If you are letting the greenhouse freeze, then draining the water tanks during that time is the most reasonable option.

The actual performance of the greenhouse as built in your region will determine whether it freezes or not without supplementary heat. Consulting with other greenhouse owners or suppliers in the immediate area would be more fruitful than asking the world about it, but at a guess if you expect it to work through the winter you will need additional heat (and probably lights) in cloudy/snowy/cold western NY state - it's not 330 days of sun per year like the desert southwest.

Side note - Completely sealed (no ventilation) greenhouses have a nasty habit of overheating and cooking plants (it's either impossible or impractical to store the excess heat when the sun shines fast enough to prevent overheating.)

6mm polycarbonate "twinwall" greenhouse glazing has an R value of 1.54 to 1.62 according to various web sources. The generally more useful for direct calculation U-valve is 1/R - 0.64 to 0.62.

Ignoring roof slope, a 10x13x8 greenhouse would have 130 + 368 = 498 square feet (since you have not clarified, this is the freestanding, all glazed case.) Using the more favorable value, that means for each degree (F) below the desired temperature the outside is, you need 309 BTU/hr to maintain the difference. So, when it's -12F outside you need (45*309) = 13,905 BTU/hr to maintain the greenhouse at 33F. 33F may still be too cold form some plants, but "above freezing" is what you asked for. -12 F is the lowest temperature in the last 5 years at Buffalo airport - -20 F if you go back a bit further. That's a 4 kilowatt heater, within tolerances. 4.2 KW if we use the more pessimistic number for the glazing R-value. So you'd appear to need 3 of those 1.5KW stock tank heaters to deal with a cold night and not enough stored heat in your tanks to carry through the night.

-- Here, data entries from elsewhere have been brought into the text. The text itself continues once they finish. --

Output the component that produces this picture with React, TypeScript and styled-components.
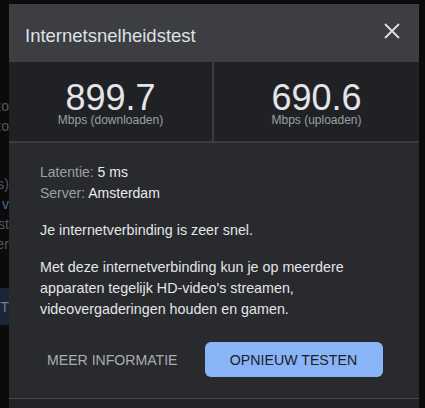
import React from "react";
import styled, { createGlobalStyle } from "styled-components";

const Global = createGlobalStyle`
  html, body { margin: 0; padding: 0; background: #0b0b0c; }
  body { font-family: "Liberation Sans", Arial, sans-serif; }
  * { box-sizing: border-box; }
`;

const Screen = styled.div`
  position: relative;
  width: 425px;
  height: 408px;
  overflow: hidden;
  background: #0b0b0c;
`;

/* page content behind the modal, only a sliver shows on the left */
const BehindPage = styled.div`
  width: 9px;
  height: 100%;
  overflow: hidden;
  display: flex;
  flex-direction: column;
  padding-top: 96px;
  font-size: 14px;
  color: #55585c;
`;

const BehindGroup = styled.div<{ $gap: number }>`
  margin-top: ${(p) => p.$gap}px;
  display: flex;
  flex-direction: column;
`;

const BehindLine = styled.div<{ $link?: boolean }>`
  height: 20px;
  line-height: 20px;
  display: flex;
  justify-content: flex-end;
  white-space: nowrap;
  color: ${(p) => (p.$link ? "#4a6a98" : "#55585c")};
`;

const BehindButton = styled.div`
  margin-top: 34px;
  height: 37px;
  display: flex;
  align-items: center;
  justify-content: flex-end;
  background: #1c2635;
  color: #6e7f99;
  white-space: nowrap;
`;

const Dialog = styled.div`
  position: absolute;
  top: 4px;
  left: 9px;
  width: 410px;
  bottom: 0;
  display: flex;
  flex-direction: column;
  background: #292a2d;
  color: #e8eaed;
`;

const Header = styled.div`
  display: flex;
  justify-content: space-between;
  align-items: flex-start;
  height: 58px;
  padding: 20px 15px 0 16px;
  background: #3c3e42;
`;

const Title = styled.h1`
  margin: 0;
  font-size: 18.5px;
  line-height: 24px;
  font-weight: 400;
  color: #dfe1e5;
`;

const CloseButton = styled.button`
  margin-top: -5px;
  width: 24px;
  height: 24px;
  padding: 0;
  border: none;
  background: transparent;
  color: #dadce0;
  display: flex;
  align-items: center;
  justify-content: center;
  cursor: pointer;
`;

const Stats = styled.div`
  display: grid;
  grid-template-columns: 1fr 1fr;
  background: #202124;
  border-bottom: 2px solid #3a3c3f;
`;

const StatCell = styled.div<{ $divider?: boolean }>`
  display: flex;
  flex-direction: column;
  align-items: center;
  padding: 19px 0 15px;
  border-right: ${(p) => (p.$divider ? "2px solid #3a3c3f" : "none")};
`;

const StatValue = styled.div`
  font-size: 36px;
  line-height: 33px;
  color: #e3e5e8;
`;

const StatLabel = styled.div`
  font-size: 12px;
  line-height: 12px;
  color: #9aa0a6;
`;

const Body = styled.div`
  padding: 19px 31px 0;
  font-size: 14px;
  line-height: 21px;
`;

const InfoList = styled.div`
  display: flex;
  flex-direction: column;
`;

const InfoKey = styled.span`
  color: #9aa0a6;
`;

const InfoValue = styled.span`
  color: #e8eaed;
`;

const Paragraph = styled.p`
  margin: 16px 0 0;
  font-size: 14.3px;
  color: #e3e5e8;
`;

const Actions = styled.div`
  display: flex;
  align-items: center;
  gap: 20px;
  padding: 22px 31px 21px;
`;

const TextButton = styled.button`
  height: 35px;
  padding: 0 7px;
  border: none;
  background: transparent;
  font-family: inherit;
  font-size: 14.1px;
  color: #a9adb1;
  cursor: pointer;
`;

const PrimaryButton = styled.button`
  width: 178px;
  height: 35px;
  border: none;
  border-radius: 6px;
  background: #8ab4f8;
  font-family: inherit;
  font-size: 14.2px;
  color: #202124;
  cursor: pointer;
`;

const FooterStrip = styled.div`
  flex: 1;
  border-top: 1px solid #46484b;
  background: #232427;
`;

const CloseIcon = () => (
  <svg width="24" height="24" viewBox="0 0 24 24" fill="none">
    <path d="M5 5L19 19M19 5L5 19" stroke="currentColor" strokeWidth="2" strokeLinecap="butt" />
  </svg>
);

export default function App() {
  return (
    <>
      <Global />
      <Screen>
        <BehindPage>
          <BehindGroup $gap={0}>
            <BehindLine>Snelheid zo</BehindLine>
            <BehindLine>test zo</BehindLine>
          </BehindGroup>
          <BehindGroup $gap={38}>
            <BehindLine>(Mbps)</BehindLine>
            <BehindLine $link>Meer v</BehindLine>
            <BehindLine>test</BehindLine>
            <BehindLine>meer</BehindLine>
          </BehindGroup>
          <BehindButton>TEST</BehindButton>
        </BehindPage>

        <Dialog>
          <Header>
            <Title>Internetsnelheidstest</Title>
            <CloseButton aria-label="Sluiten">
              <CloseIcon />
            </CloseButton>
          </Header>

          <Stats>
            <StatCell $divider>
              <StatValue>899.7</StatValue>
              <StatLabel>Mbps (downloaden)</StatLabel>
            </StatCell>
            <StatCell>
              <StatValue>690.6</StatValue>
              <StatLabel>Mbps (uploaden)</StatLabel>
            </StatCell>
          </Stats>

          <Body>
            <InfoList>
              <div>
                <InfoKey>Latentie: </InfoKey>
                <InfoValue>5 ms</InfoValue>
              </div>
              <div>
                <InfoKey>Server: </InfoKey>
                <InfoValue>Amsterdam</InfoValue>
              </div>
            </InfoList>
            <Paragraph>Je internetverbinding is zeer snel.</Paragraph>
            <Paragraph>
              Met deze internetverbinding kun je op meerdere apparaten tegelijk HD-video's
              streamen, videovergaderingen houden en gamen.
            </Paragraph>
          </Body>

          <Actions>
            <TextButton>MEER INFORMATIE</TextButton>
            <PrimaryButton>OPNIEUW TESTEN</PrimaryButton>
          </Actions>

          <FooterStrip />
        </Dialog>
      </Screen>
    </>
  );
}
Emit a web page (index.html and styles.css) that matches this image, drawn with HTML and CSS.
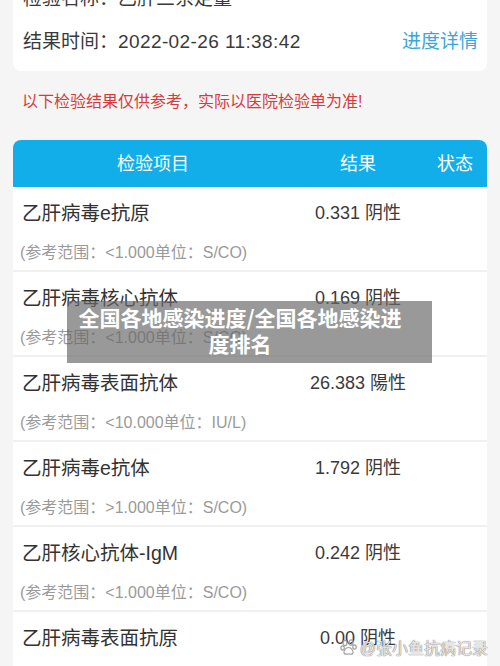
FILE: index.html
```html
<!DOCTYPE html>
<html lang="zh-CN">
<head>
    <meta charset="UTF-8">
    <meta name="viewport" content="width=device-width, initial-scale=1.0">
    <title>检验报告</title>
    <link rel="stylesheet" href="styles.css">
</head>
<body>
    <div class="page">
        <div class="info-card">
            <div class="info-row">检验名称：乙肝三系定量</div>
            <div class="info-row">
                <span>结果时间：<span class="date">2022-02-26 11:38:42</span></span>
                <a class="link">进度详情</a>
            </div>
        </div>

        <p class="notice">以下检验结果仅供参考，实际以医院检验单为准!</p>

        <div class="table">
            <div class="table-head">
                <span>检验项目</span>
                <span>结果</span>
                <span>状态</span>
            </div>
            <div class="item">
                <div class="item-name">乙肝病毒e抗原</div>
                <div class="item-result">0.331 阴性</div>
                <div class="item-status"></div>
                <div class="item-range">(参考范围：&lt;1.000单位：S/CO)</div>
            </div>
            <div class="item">
                <div class="item-name">乙肝病毒核心抗体</div>
                <div class="item-result">0.169 阴性</div>
                <div class="item-status"></div>
                <div class="item-range">(参考范围：&lt;1.000单位：S/CO)</div>
            </div>
            <div class="item">
                <div class="item-name">乙肝病毒表面抗体</div>
                <div class="item-result">26.383 陽性</div>
                <div class="item-status"></div>
                <div class="item-range">(参考范围：&lt;10.000单位：IU/L)</div>
            </div>
            <div class="item">
                <div class="item-name">乙肝病毒e抗体</div>
                <div class="item-result">1.792 阴性</div>
                <div class="item-status"></div>
                <div class="item-range">(参考范围：&gt;1.000单位：S/CO)</div>
            </div>
            <div class="item">
                <div class="item-name">乙肝核心抗体-IgM</div>
                <div class="item-result">0.242 阴性</div>
                <div class="item-status"></div>
                <div class="item-range">(参考范围：&lt;1.000单位：S/CO)</div>
            </div>
            <div class="item">
                <div class="item-name">乙肝病毒表面抗原</div>
                <div class="item-result">0.00 阴性</div>
                <div class="item-status"></div>
                <div class="item-range">(参考范围：&lt;0.050单位：IU/mL)</div>
            </div>
        </div>
    </div>

    <div class="caption">全国各地感染进度/全国各地感染进<br>度排名</div>

    <div class="watermark">
        <svg width="18" height="18" viewBox="0 0 18 18">
            <g fill="none" stroke="#a0a0a0" stroke-width="1.2">
                <ellipse cx="5" cy="5" rx="2" ry="2.6"/>
                <ellipse cx="11" cy="4.5" rx="2" ry="2.6"/>
                <ellipse cx="2.6" cy="10" rx="1.7" ry="2.1"/>
                <ellipse cx="14.5" cy="9" rx="1.7" ry="2.1"/>
                <path d="M8.5 9.5c-3 0-5 3.5-4.5 5.5.5 2 3 1 4.5 1s4 1 4.5-1c.5-2-1.5-5.5-4.5-5.5z"/>
            </g>
        </svg>
        <span>@张小鱼抗病记录</span>
    </div>
</body>
</html>
```

FILE: styles.css
```css
body { margin: 0; background: #f5f5f5; font-family: "Liberation Sans", "Noto Sans CJK SC", sans-serif; color: #333; overflow: hidden; }
.page { margin-top: -23px; }

.info-card { margin: 0 13px; padding: 0 9px 8px 10px; background: #fff; border-radius: 8px; }
.info-row { display: flex; justify-content: space-between; height: 43px; line-height: 43px; font-size: 19px; color: #3a3a3a; }
.date { letter-spacing: 0.4px; }
.link { color: #3aa6d9; }

.notice { margin: 0; padding: 19px 22px 26px; line-height: 24px; font-size: 16px; color: #d83a3c; }

.table { margin: 0 13px; background: #fff; border-radius: 8px 8px 0 0; overflow: hidden; }
.table-head { display: grid; grid-template-columns: 280px 130px 1fr; height: 47px; line-height: 49px; background: #12aee9; color: #fff; font-size: 18px; text-align: center; }

.item { display: grid; grid-template-columns: 280px 130px 1fr; padding-top: 6px; border-bottom: 2px solid #f0f0f0; }
.item-name { padding-left: 9px; height: 40px; line-height: 40px; font-size: 19.5px; color: #333; }
.item-result { height: 40px; line-height: 40px; font-size: 18px; color: #3a3a3a; text-align: center; }
.item-range { grid-column: 1 / 4; padding-left: 7px; height: 37px; line-height: 40px; font-size: 16px; color: #9a9a9a; }

.caption { position: absolute; left: 67px; top: 301px; width: 365px; height: 62px; box-sizing: border-box; padding: 3px 19px 0 0; background: rgba(105, 105, 105, 0.68); color: #fff; font-family: "Noto Sans CJK SC", sans-serif; font-size: 21px; font-weight: bold; line-height: 26px; text-align: center; }

.watermark { position: absolute; right: 12px; top: 635px; display: flex; align-items: center; gap: 2px; font-size: 16px; color: rgba(255, 255, 255, 0.8); text-shadow: 0 0 1px #777, 0 0 1px #777; }
```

How much stored heat could you have? You've got 4,400 lbs of water, and 1 BTU is the heat need to change the temperature of 1 lb of water 1 degree F. To provide 13,905 BTUs/hr the water drops 3.16 degrees F per hour. The water can't get too hot or your plants will die, and you don't want it to freeze, so there's a limited amount of time you can provide that for. However, there's also a "gotcha" hiding here - the heat loss calculation was done for 33F in the greenhouse - the actual temperature in the greenhouse will be higher when the water is warm, so the heat loss will also be higher, so your stored heat (water temperature) will go away faster than that until the greenhouse is down to the point that you need supplemental heating.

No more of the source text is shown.